Consider: One night before this year’s derby started, he’d been in bed spooning with his wife under the covers. Then his eyes blinked open and the next thing Jen knew he was off into the night to hunt for bait. “I was thinking about that the other night,” Lev said.
“There’s no support group for me. There’s no FA—no Fisherman’s Anonymous. I need help.” He’s always watching, always thinking, always searching for a trend that will explain where the fish are and what will entice them to bite. Maybe it’s a daily event, a tide that works. Maybe it’s something you notice only after paying attention for years. He’s tried to make a science out of it. Another son of a fisherman who hunts for stripers during the commercial season marvels at how Lev does it. “Things make sense to him more than others.”
Out on the water the sun starts to go down, an orange ball dropping into the ocean, the kind of daily finale the tourists applaud at Menemsha in August. Lev watches it appreciatively, and suddenly prime time has arrived. The monofilament peels off my reel, and as I wait for the moment to set the hook Lev starts to coach.
“Hit him, hit him, hit him!”
I close the bail and lift and the rod arcs. With a jolt I’m on. The striper holds in deep water for thirty seconds, sulking, then begins to pull out line against the drag—one, two, three broad-shouldered hauls. It swims west and Lev ducks underneath my line and I move with the fish to the other side of the stern.
“That’s a good fish,” Lev says, his thoughts turning immediately to how we will split the grand-prize Chevy Silverado he imagines me winning. “Fifty percent, right?”
I suggest 75 or even 95 percent for him—it’s his boat, his bait, his know-how. All I’ve really done is show up and hold the rod.
“I’ll take that action,” he says.
While we fantasize, a problem arises.
“You’re on a rock,” Lev says. “Feel the rock?”
No, I don’t.
The striper has wrapped the line around a boulder below us, and I can envision it rubbing the line against the rock, trying to saw itself free. Lev springs into action, firing up the engine and steering around in a circle to undo the damage.

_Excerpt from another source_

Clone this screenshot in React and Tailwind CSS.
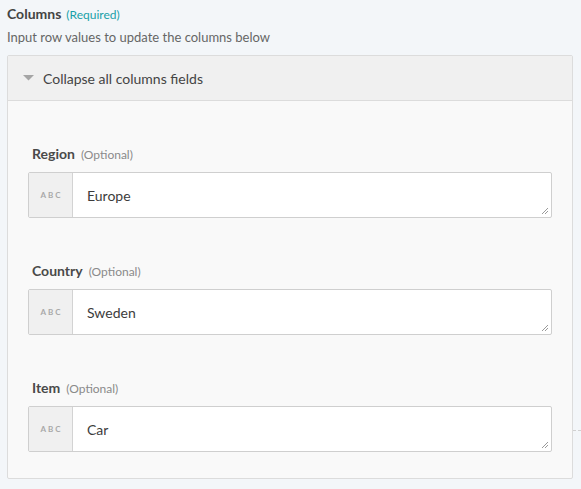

In a minute, the fish is off the rock and I’m reeling it to the boat.
Lev pulls the fish up on the gunwale by its lower lip and works the hook free of its jaw.
“Thirty-pounder,” he estimates. “Thirty-something.”
“You should take it for your neighbor,” I tell him.
“Nah, it’s too big. You want to weigh it?”
He holds up the fish. It’s motionless in his hands, and I admire the dusky lines shooting down its flanks. Big stripers have always looked majestic to me out of the water, with their sharp dorsal fins standing up like a crown. I think for a few seconds. This is close to the largest bass I’ve ever caught. At the same time, the leaderboard fish run between 45 and 56 pounds. A 30-pounder is nothing. I’m thinking like Lev, who has caught too many fish to be sentimental about one this size. “Nah,” I say finally. I don’t even ask to hold the fish or get a picture for my wife and daughter back home. We’re out here for fifties, right?
Back in the water it goes, and as we return to the spot Lev tells me to stay sharp. “It’s going to be nonstop. This place is stacked!” Our beers go untouched for another half hour as we stand at attention and get hit after hit. Lev puts one foot in front of the other, his rod held out to the fish. He pulls a few feet of line off the reel and holds it in his fingers like a bowstring, so that if a fish hits he has an extra second to react before the line peels out. A bass yanks at his eel, and he lets it run until he senses that the fish has it. Then he rears back and he’s on. But it’s nothing huge. We end up with a couple of stripers each and a bluefish. We spot a bass thrashing on the surface of the water and Lev pilots Wampum over to check it out. The striper is on its side, and Lev sinks the hook of his gaff into its flank and pulls it onboard. The pig had choked to death on a baitfish known as scup— one that was too large to fit down its throat.
Then, with that omen, the spot turns off. “Come on!” Lev protests. He tries hailing his friends. “Speakeasy, Speakeasy, howboutcha?” he calls over the radio. Silence. He smacks the steering wheel in frustration. He lets out a frustrated bark. We reel up and he jams the throttle down and points the boat back toward Menemsha.
Lev has enough experience on the water to know when a spot isn’t happening, and tonight it isn’t happening. There will be other nights. Just about everybody would agree that Zeb Tilton didn’t catch the biggest bass in the ocean. (Neither did Dicky’s client; the 60-pounder that got Lev excited is a hoax.) But of the three thousand people who will fish the derby, Lev is probably the only one who believes he can find it. “I wouldn’t be out here if I didn’t think I could catch something huge. Most years if somebody caught a fifty- six I’d fold her up. I know there’s bigger fish out here.”
Two weeks later he would prove himself right—and somehow, at the same time, wrong. He’d get a fish that would land on the front pages of the papers, uncover once and for all a secret fishing tactic, thrust islanders into a contentious debate, and throw the tournament into turmoil.
Before it was all over Lev couldn’t help but wonder: Would he have been better off just throwing the cursed fish back in the ocean?